═══ Dataset extract ═══
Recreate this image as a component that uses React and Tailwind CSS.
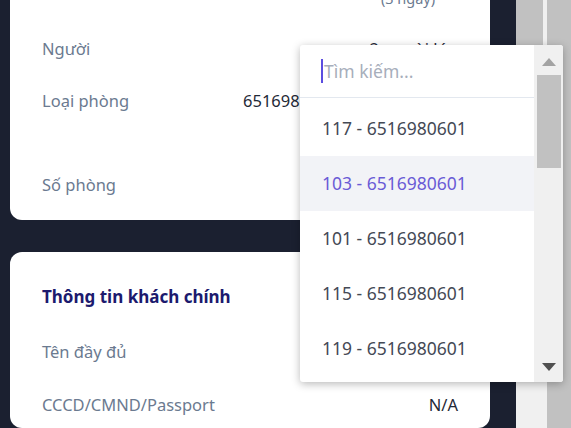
const items = ["117", "103", "101", "115", "119", "121"];

function Row({ label, children, className = "" }) {
  return (
    <div className={"flex justify-between " + className}>
      <span className="text-[#6b7a90] leading-6">{label}</span>
      {children}
    </div>
  );
}

function Dropdown() {
  return (
    <div className="absolute left-[300px] top-[45px] w-[263px] h-[337px] bg-white rounded-[3px] shadow-[0_2px_8px_rgba(0,0,0,0.28)] flex overflow-hidden text-[17.5px]">
      <div className="w-[234px] flex flex-col">
        <div className="h-[53px] border-b border-[#e3e8ef] flex items-center pl-[21px] shrink-0">
          <span className="w-[2px] h-[24px] bg-[#5b4de0]" />
          <span className="text-[#a7aebb] ml-[1px]">Tìm kiếm...</span>
        </div>
        <div className="pt-[3px]">
          {items.map((n, i) => (
            <div
              key={n}
              className={
                "h-[55px] flex items-center pl-[22px] " +
                (i === 1 ? "bg-[#f2f3f7] text-[#6a5bd6]" : "text-[#444955]")
              }
            >
              {n} - 6516980601
            </div>
          ))}
        </div>
      </div>
      <div className="w-[29px] bg-[#f0f0f0] relative">
        <svg className="absolute left-[8px] top-[13px]" width="14" height="8" viewBox="0 0 14 8">
          <path d="M7 0L14 8H0Z" fill="#a3a3a3" />
        </svg>
        <div className="absolute left-[3px] top-[30px] w-[24px] h-[93px] bg-[#c1c1c1]" />
        <svg className="absolute left-[8px] top-[318px]" width="14" height="8" viewBox="0 0 14 8">
          <path d="M0 0H14L7 8Z" fill="#505050" />
        </svg>
      </div>
    </div>
  );
}

export default function App() {
  return (
    <div
      className="relative w-[571px] h-[428px] overflow-hidden bg-[#1b2030] flex text-[16.5px]"
      style={{ fontFamily: '"Noto Sans", "Open Sans", sans-serif' }}
    >
      <div className="w-[516px] pl-[10px] pr-[26px] flex flex-col gap-[32px] shrink-0">
        <div className="-mt-[60px] bg-white rounded-[12px] px-[32px] pt-[24px] pb-[15px] flex flex-col">
          <Row label="Số đêm">
            <div className="w-[100px] text-center">
              <div className="leading-6 text-[#1f2937]">3 đêm</div>
              <div className="text-[14.5px] leading-5 text-[#6b7a90]">(3 ngày)</div>
            </div>
          </Row>
          <Row label="Người" className="mt-[29px]">
            <span className="leading-6 text-[#1f2937]">2 người lớn</span>
          </Row>
          <Row label="Loại phòng" className="mt-[28px]">
            <div className="w-[215px] leading-6 text-[#1f2937]">
              <div className="whitespace-nowrap overflow-hidden">6516980601 - Phòng Deluxe</div>
              <div className="text-right">(2 giường)</div>
            </div>
          </Row>
          <Row label="Số phòng" className="mt-[28px] h-[40px] items-center">
            <div className="w-[150px] h-[40px] border border-[#d1d5db] rounded-md" />
          </Row>
        </div>
        <div className="bg-white rounded-[12px] px-[32px] pt-[31px] flex flex-col h-[300px]">
          <div className="text-[17px] font-bold text-[#1c1a6e] leading-7">Thông tin khách chính</div>
          <Row label="Tên đầy đủ" className="mt-[29px]">
            <span className="leading-6 text-[#1f2937]">Nguyễn Văn A</span>
          </Row>
          <Row label="CCCD/CMND/Passport" className="mt-[29px]">
            <span className="leading-6 text-[#1f2937]">N/A</span>
          </Row>
        </div>
      </div>
      <div className="w-[31px] bg-[#f0f0f0] flex shrink-0">
        <div className="w-[27px] h-[200px] bg-[#c1c1c1]" />
      </div>
      <div className="flex-1 bg-[#c1c1c1]" />
      <Dropdown />
    </div>
  );
}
═══
• What to produce: Give an exact copy of the material, leaving out every picture.

• Task output:
Recreate this image as a component that uses React and Tailwind CSS.
const items = ["117", "103", "101", "115", "119", "121"];

function Row({ label, children, className = "" }) {
  return (
    <div className={"flex justify-between " + className}>
      <span className="text-[#6b7a90] leading-6">{label}</span>
      {children}
    </div>
  );
}

function Dropdown() {
  return (
    <div className="absolute left-[300px] top-[45px] w-[263px] h-[337px] bg-white rounded-[3px] shadow-[0_2px_8px_rgba(0,0,0,0.28)] flex overflow-hidden text-[17.5px]">
      <div className="w-[234px] flex flex-col">
        <div className="h-[53px] border-b border-[#e3e8ef] flex items-center pl-[21px] shrink-0">
          <span className="w-[2px] h-[24px] bg-[#5b4de0]" />
          <span className="text-[#a7aebb] ml-[1px]">Tìm kiếm...</span>
        </div>
        <div className="pt-[3px]">
          {items.map((n, i) => (
            <div
              key={n}
              className={
                "h-[55px] flex items-center pl-[22px] " +
                (i === 1 ? "bg-[#f2f3f7] text-[#6a5bd6]" : "text-[#444955]")
              }
            >
              {n} - 6516980601
            </div>
          ))}
        </div>
      </div>
      <div className="w-[29px] bg-[#f0f0f0] relative">
        <svg className="absolute left-[8px] top-[13px]" width="14" height="8" viewBox="0 0 14 8">
          <path d="M7 0L14 8H0Z" fill="#a3a3a3" />
        </svg>
        <div className="absolute left-[3px] top-[30px] w-[24px] h-[93px] bg-[#c1c1c1]" />
        <svg className="absolute left-[8px] top-[318px]" width="14" height="8" viewBox="0 0 14 8">
          <path d="M0 0H14L7 8Z" fill="#505050" />
        </svg>
      </div>
    </div>
  );
}

export default function App() {
  return (
    <div
      className="relative w-[571px] h-[428px] overflow-hidden bg-[#1b2030] flex text-[16.5px]"
      style={{ fontFamily: '"Noto Sans", "Open Sans", sans-serif' }}
    >
      <div className="w-[516px] pl-[10px] pr-[26px] flex flex-col gap-[32px] shrink-0">
        <div className="-mt-[60px] bg-white rounded-[12px] px-[32px] pt-[24px] pb-[15px] flex flex-col">
          <Row label="Số đêm">
            <div className="w-[100px] text-center">
              <div className="leading-6 text-[#1f2937]">3 đêm</div>
              <div className="text-[14.5px] leading-5 text-[#6b7a90]">(3 ngày)</div>
            </div>
          </Row>
          <Row label="Người" className="mt-[29px]">
            <span className="leading-6 text-[#1f2937]">2 người lớn</span>
          </Row>
          <Row label="Loại phòng" className="mt-[28px]">
            <div className="w-[215px] leading-6 text-[#1f2937]">
              <div className="whitespace-nowrap overflow-hidden">6516980601 - Phòng Deluxe</div>
              <div className="text-right">(2 giường)</div>
            </div>
          </Row>
          <Row label="Số phòng" className="mt-[28px] h-[40px] items-center">
            <div className="w-[150px] h-[40px] border border-[#d1d5db] rounded-md" />
          </Row>
        </div>
        <div className="bg-white rounded-[12px] px-[32px] pt-[31px] flex flex-col h-[300px]">
          <div className="text-[17px] font-bold text-[#1c1a6e] leading-7">Thông tin khách chính</div>
          <Row label="Tên đầy đủ" className="mt-[29px]">
            <span className="leading-6 text-[#1f2937]">Nguyễn Văn A</span>
          </Row>
          <Row label="CCCD/CMND/Passport" className="mt-[29px]">
            <span className="leading-6 text-[#1f2937]">N/A</span>
          </Row>
        </div>
      </div>
      <div className="w-[31px] bg-[#f0f0f0] flex shrink-0">
        <div className="w-[27px] h-[200px] bg-[#c1c1c1]" />
      </div>
      <div className="flex-1 bg-[#c1c1c1]" />
      <Dropdown />
    </div>
  );
}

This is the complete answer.